The Arts in Education
Young Artists Make Their Mark at the Noguchi Museum

By Katarzyna Nikhamina

“When someone walks through our doors, you know they’ve been motivated,” said Heather Brady, head of Education at the Isamu Noguchi Museum, an oasis tucked away in Long Island City, Queens. For eight New York City high school students who attended Making Your Mark, the Museum’s free four-week summer art program, the converted factory building encircling a garden served as a space for reaction and synthesis.

“Some of our students attend schools with developed art programs; for others, this was a rare opportunity,” said Brady, who came to the Museum as a freelance educator in 1999. (The program was first held in 2001.) She co-taught the summer session with Maryann Kranis, who is earning her Masters in Art and Art Education at Teachers College and interned at the Museum in the spring.

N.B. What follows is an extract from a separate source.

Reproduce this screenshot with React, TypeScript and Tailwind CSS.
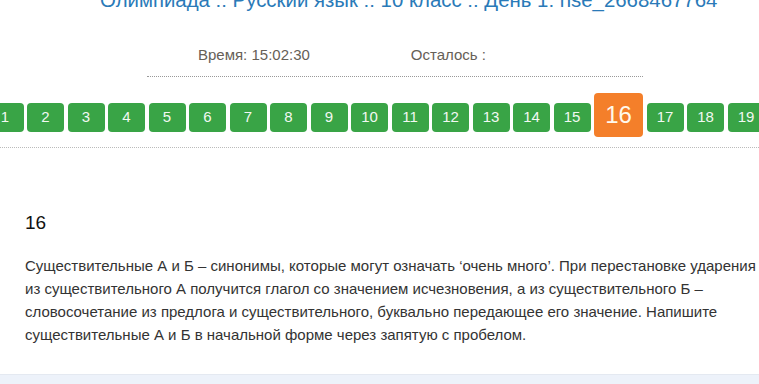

For the first three weeks of July, the young artists, most of whom had never visited the Museum before, experimented with a different material or medium each day, using Noguchi’s life and work as a jumping-off point. Noguchi (1904-1988), born in Los Angeles to an American mother and a Japanese father, was a versatile artist who sculpted, painted and designed furniture, sets and buildings. When the Museum opened in 1985, it housed only Noguchi’s work; it now hosts other exhibits, too, including the Making Your Mark group show (September 1 to 9).

In the program’s last week, each student proposed a final project and developed a three-day plan for it. “Maryann and I questioned: why this material, why this idea,” said Brady. Kranis called the studio setting “empowering.”

The artists spoke confidently about the curatorial decisions they had made. Justin Calder, a sophomore at North Rockland High School, rearranged his ink sketches of ships, to see if people would discern the actual order. Maria Kozanecka, a sophomore at the LaGuardia High School of Music, Art and Performing Arts, hung her abstract paintings in the gallery’s corner because she “wanted them to loom over the viewer. I wanted to create a sanctuary,” she said.

Vivian Ho, a senior at Benjamin Cardozo High School, was inspired by Noguchi’s sculptures to create one out of plaster: it contains a small pool of water. She enjoyed the daily “homework letters” that Brady and Kranis tailored to each student. The sketchbooks which contained the responses to these letters were also on display, along with all eight final projects and two additional pieces by each artist.

Carolina Fung Feng, a senior at St. Michael’s Academy in Manhattan, learned that you don’t have to follow your blueprint. “The newspaper collage is the only remaining part of my original idea,” she said, reaching up to run her fingers over the varying textures of her piece.

Kozanecka chose to portray Belgium, where she lived as a child, abstractly, because she only had memories of color and light. “I remembered chickens; I wanted toes mingling in the chickens’ feathers. I wanted to create a sense of touch between two things.”

Sybil Errazuriz, a sophomore at the Renaissance Charter School in Jackson Heights, dyed yarn with watercolors to create a bell that sways but does not sound.

Sheila Salazar, also a sophomore at Renaissance, made a series of plaster molds – the Peruvian flag, a brush and palette, a cross – to represent her life. The final mold? A wild smattering of color. “My many ideas,” she explained.